▶ GIVEN PROBLEM:
Transcribe each line of the material as it is, and drop any picture.

▶ DATA EXCERPT:
+-------+
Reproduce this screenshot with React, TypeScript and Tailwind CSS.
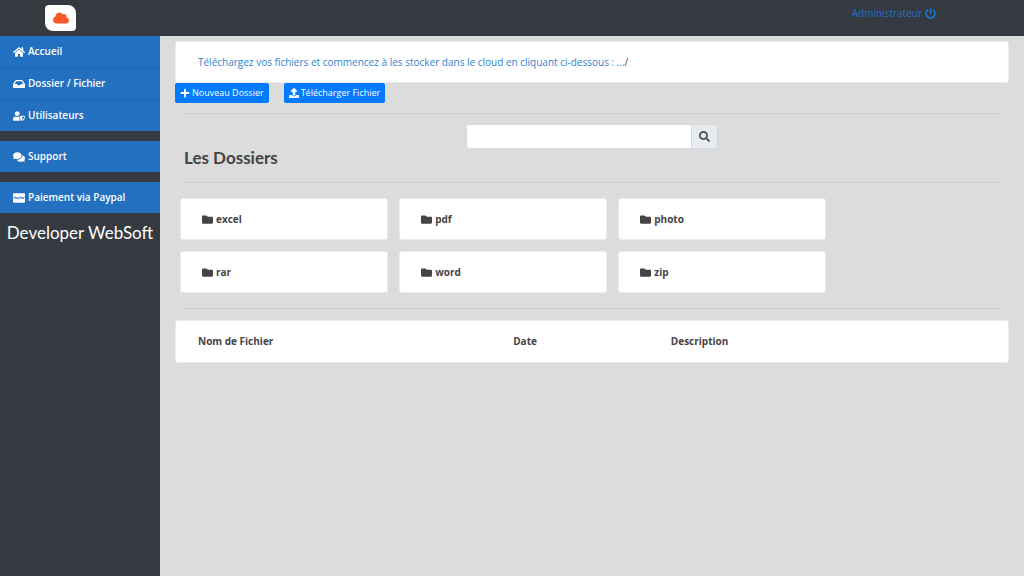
import {
  FaCcPaypal,
  FaCloud,
  FaComments,
  FaFolder,
  FaHome,
  FaInbox,
  FaPlus,
  FaPowerOff,
  FaSearch,
  FaUpload,
  FaUserShield,
} from 'react-icons/fa';
import type { IconType } from 'react-icons';

interface MenuItem {
  label: string;
  icon: IconType;
}

const menuGroups: MenuItem[][] = [
  [
    { label: 'Accueil', icon: FaHome },
    { label: 'Dossier / Fichier', icon: FaInbox },
    { label: 'Utilisateurs', icon: FaUserShield },
  ],
  [{ label: 'Support', icon: FaComments }],
  [{ label: 'Paiement via Paypal', icon: FaCcPaypal }],
];

const folders = ['excel', 'pdf', 'photo', 'rar', 'word', 'zip'];

const Header = () => (
  <header className="flex h-9 items-start justify-between bg-[#343a40]">
    <a
      href="#"
      aria-label="Accueil"
      className="mt-[5px] ml-[45px] flex h-[26px] w-[31px] items-center justify-center rounded-tl-sm rounded-tr-lg rounded-br-sm rounded-bl-lg bg-white text-[#fb5a28]"
    >
      <FaCloud className="h-4 w-4" />
    </a>
    <a href="#" className="mt-1 mr-[88px] flex items-center gap-[3px] leading-[18px] text-[#2270c0]">
      Administrateur <FaPowerOff className="h-[11px] w-[11px]" />
    </a>
  </header>
);

const Sidebar = () => (
  <aside className="w-40 shrink-0 bg-[#343a40]">
    <nav className="flex flex-col gap-[10px]">
      {menuGroups.map((group) => (
        <ul key={group[0].label}>
          {group.map(({ label, icon: Icon }) => (
            <li key={label} className="border-b border-[#1f64ae] last:border-b-0">
              <a
                href="#"
                className="flex h-[31px] items-center gap-[3px] bg-[#236fc0] pl-[13px] font-semibold text-white"
              >
                <Icon className="h-3 w-auto" /> {label}
              </a>
            </li>
          ))}
        </ul>
      ))}
    </nav>
    <h2 className="mt-2 text-center font-[Lato,sans-serif] text-[17px] leading-6 text-white">
      Developer WebSoft
    </h2>
  </aside>
);

const FolderCard = ({ name }: { name: string }) => (
  <a
    href="#"
    className="flex h-[42px] items-center gap-[3px] rounded-[3px] border border-[#ececec] bg-white pl-[21px] font-bold"
  >
    <FaFolder className="h-[11px] w-[11px]" /> {name}
  </a>
);

const Divider = () => <hr className="mx-[9px] border-[#cccccc]" />;

const App = () => {
  return (
    <div className="flex min-h-screen flex-col bg-[#dcdcdc] font-['Open_Sans',sans-serif] text-[10px] text-[#444444]">
      <Header />
      <div className="flex grow">
        <Sidebar />
        <main className="min-w-0 grow px-[15px] pt-[5px]">
          <p className="flex h-[42px] items-center rounded-[3px] border border-[#ececec] bg-white px-[22px]">
            <a href="#" className="text-[#2f83cf]">
              Téléchargez vos fichiers et commencez à les stocker dans le cloud en cliquant ci-dessous : ...
            </a>
            /
          </p>
          <div className="flex gap-[15px]">
            <button className="flex h-5 items-center gap-[2px] rounded-xs bg-[#007bff] px-[5px] text-[9px] text-white">
              <FaPlus className="h-[10px] w-[10px]" /> Nouveau Dossier
            </button>
            <button className="flex h-5 items-center gap-[2px] rounded-xs bg-[#007bff] px-[5px] text-[9px] text-white">
              <FaUpload className="h-[10px] w-[10px]" /> Télécharger Fichier
            </button>
          </div>

          <div className="pt-[10px]">
            <Divider />
          </div>
          <form className="mx-auto mt-[10px] flex h-[25px] w-[252px]">
            <input
              type="text"
              aria-label="Rechercher"
              className="min-w-0 grow rounded-l-[3px] border border-[#d3dae1] bg-white px-2 outline-none"
            />
            <button
              type="button"
              aria-label="Lancer la recherche"
              className="flex w-[26px] items-center justify-center rounded-r-[3px] border border-l-0 border-[#d3dae1] bg-[#e9ecef] text-[#495057]"
            >
              <FaSearch className="h-[11px] w-[11px]" />
            </button>
          </form>
          <h1 className="mb-[15px] ml-[9px] font-[Lato,sans-serif] text-[17px] leading-[18px] font-bold">
            Les Dossiers
          </h1>
          <Divider />

          <div className="mt-[15px] mb-[15px] ml-[5px] grid w-[77.5%] grid-cols-3 gap-[11px]">
            {folders.map((name) => (
              <FolderCard key={name} name={name} />
            ))}
          </div>
          <Divider />

          <div className="mt-[11px] rounded-[3px] border border-[#ececec] bg-white px-[22px]">
            <table className="w-full table-fixed text-left">
              <thead>
                <tr className="h-[41px]">
                  <th className="w-2/5 font-bold">Nom de Fichier</th>
                  <th className="w-1/5 font-bold">Date</th>
                  <th className="w-2/5 font-bold">Description</th>
                </tr>
              </thead>
            </table>
          </div>
        </main>
      </div>
    </div>
  );
};

export default App;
+-------+
▶ FULL SOLUTION:
Reproduce this screenshot with React, TypeScript and Tailwind CSS.
import {
  FaCcPaypal,
  FaCloud,
  FaComments,
  FaFolder,
  FaHome,
  FaInbox,
  FaPlus,
  FaPowerOff,
  FaSearch,
  FaUpload,
  FaUserShield,
} from 'react-icons/fa';
import type { IconType } from 'react-icons';

interface MenuItem {
  label: string;
  icon: IconType;
}

const menuGroups: MenuItem[][] = [
  [
    { label: 'Accueil', icon: FaHome },
    { label: 'Dossier / Fichier', icon: FaInbox },
    { label: 'Utilisateurs', icon: FaUserShield },
  ],
  [{ label: 'Support', icon: FaComments }],
  [{ label: 'Paiement via Paypal', icon: FaCcPaypal }],
];

const folders = ['excel', 'pdf', 'photo', 'rar', 'word', 'zip'];

const Header = () => (
  <header className="flex h-9 items-start justify-between bg-[#343a40]">
    <a
      href="#"
      aria-label="Accueil"
      className="mt-[5px] ml-[45px] flex h-[26px] w-[31px] items-center justify-center rounded-tl-sm rounded-tr-lg rounded-br-sm rounded-bl-lg bg-white text-[#fb5a28]"
    >
      <FaCloud className="h-4 w-4" />
    </a>
    <a href="#" className="mt-1 mr-[88px] flex items-center gap-[3px] leading-[18px] text-[#2270c0]">
      Administrateur <FaPowerOff className="h-[11px] w-[11px]" />
    </a>
  </header>
);

const Sidebar = () => (
  <aside className="w-40 shrink-0 bg-[#343a40]">
    <nav className="flex flex-col gap-[10px]">
      {menuGroups.map((group) => (
        <ul key={group[0].label}>
          {group.map(({ label, icon: Icon }) => (
            <li key={label} className="border-b border-[#1f64ae] last:border-b-0">
              <a
                href="#"
                className="flex h-[31px] items-center gap-[3px] bg-[#236fc0] pl-[13px] font-semibold text-white"
              >
                <Icon className="h-3 w-auto" /> {label}
              </a>
            </li>
          ))}
        </ul>
      ))}
    </nav>
    <h2 className="mt-2 text-center font-[Lato,sans-serif] text-[17px] leading-6 text-white">
      Developer WebSoft
    </h2>
  </aside>
);

const FolderCard = ({ name }: { name: string }) => (
  <a
    href="#"
    className="flex h-[42px] items-center gap-[3px] rounded-[3px] border border-[#ececec] bg-white pl-[21px] font-bold"
  >
    <FaFolder className="h-[11px] w-[11px]" /> {name}
  </a>
);

const Divider = () => <hr className="mx-[9px] border-[#cccccc]" />;

const App = () => {
  return (
    <div className="flex min-h-screen flex-col bg-[#dcdcdc] font-['Open_Sans',sans-serif] text-[10px] text-[#444444]">
      <Header />
      <div className="flex grow">
        <Sidebar />
        <main className="min-w-0 grow px-[15px] pt-[5px]">
          <p className="flex h-[42px] items-center rounded-[3px] border border-[#ececec] bg-white px-[22px]">
            <a href="#" className="text-[#2f83cf]">
              Téléchargez vos fichiers et commencez à les stocker dans le cloud en cliquant ci-dessous : ...
            </a>
            /
          </p>
          <div className="flex gap-[15px]">
            <button className="flex h-5 items-center gap-[2px] rounded-xs bg-[#007bff] px-[5px] text-[9px] text-white">
              <FaPlus className="h-[10px] w-[10px]" /> Nouveau Dossier
            </button>
            <button className="flex h-5 items-center gap-[2px] rounded-xs bg-[#007bff] px-[5px] text-[9px] text-white">
              <FaUpload className="h-[10px] w-[10px]" /> Télécharger Fichier
            </button>
          </div>

          <div className="pt-[10px]">
            <Divider />
          </div>
          <form className="mx-auto mt-[10px] flex h-[25px] w-[252px]">
            <input
              type="text"
              aria-label="Rechercher"
              className="min-w-0 grow rounded-l-[3px] border border-[#d3dae1] bg-white px-2 outline-none"
            />
            <button
              type="button"
              aria-label="Lancer la recherche"
              className="flex w-[26px] items-center justify-center rounded-r-[3px] border border-l-0 border-[#d3dae1] bg-[#e9ecef] text-[#495057]"
            >
              <FaSearch className="h-[11px] w-[11px]" />
            </button>
          </form>
          <h1 className="mb-[15px] ml-[9px] font-[Lato,sans-serif] text-[17px] leading-[18px] font-bold">
            Les Dossiers
          </h1>
          <Divider />

          <div className="mt-[15px] mb-[15px] ml-[5px] grid w-[77.5%] grid-cols-3 gap-[11px]">
            {folders.map((name) => (
              <FolderCard key={name} name={name} />
            ))}
          </div>
          <Divider />

          <div className="mt-[11px] rounded-[3px] border border-[#ececec] bg-white px-[22px]">
            <table className="w-full table-fixed text-left">
              <thead>
                <tr className="h-[41px]">
                  <th className="w-2/5 font-bold">Nom de Fichier</th>
                  <th className="w-1/5 font-bold">Date</th>
                  <th className="w-2/5 font-bold">Description</th>
                </tr>
              </thead>
            </table>
          </div>
        </main>
      </div>
    </div>
  );
};

export default App;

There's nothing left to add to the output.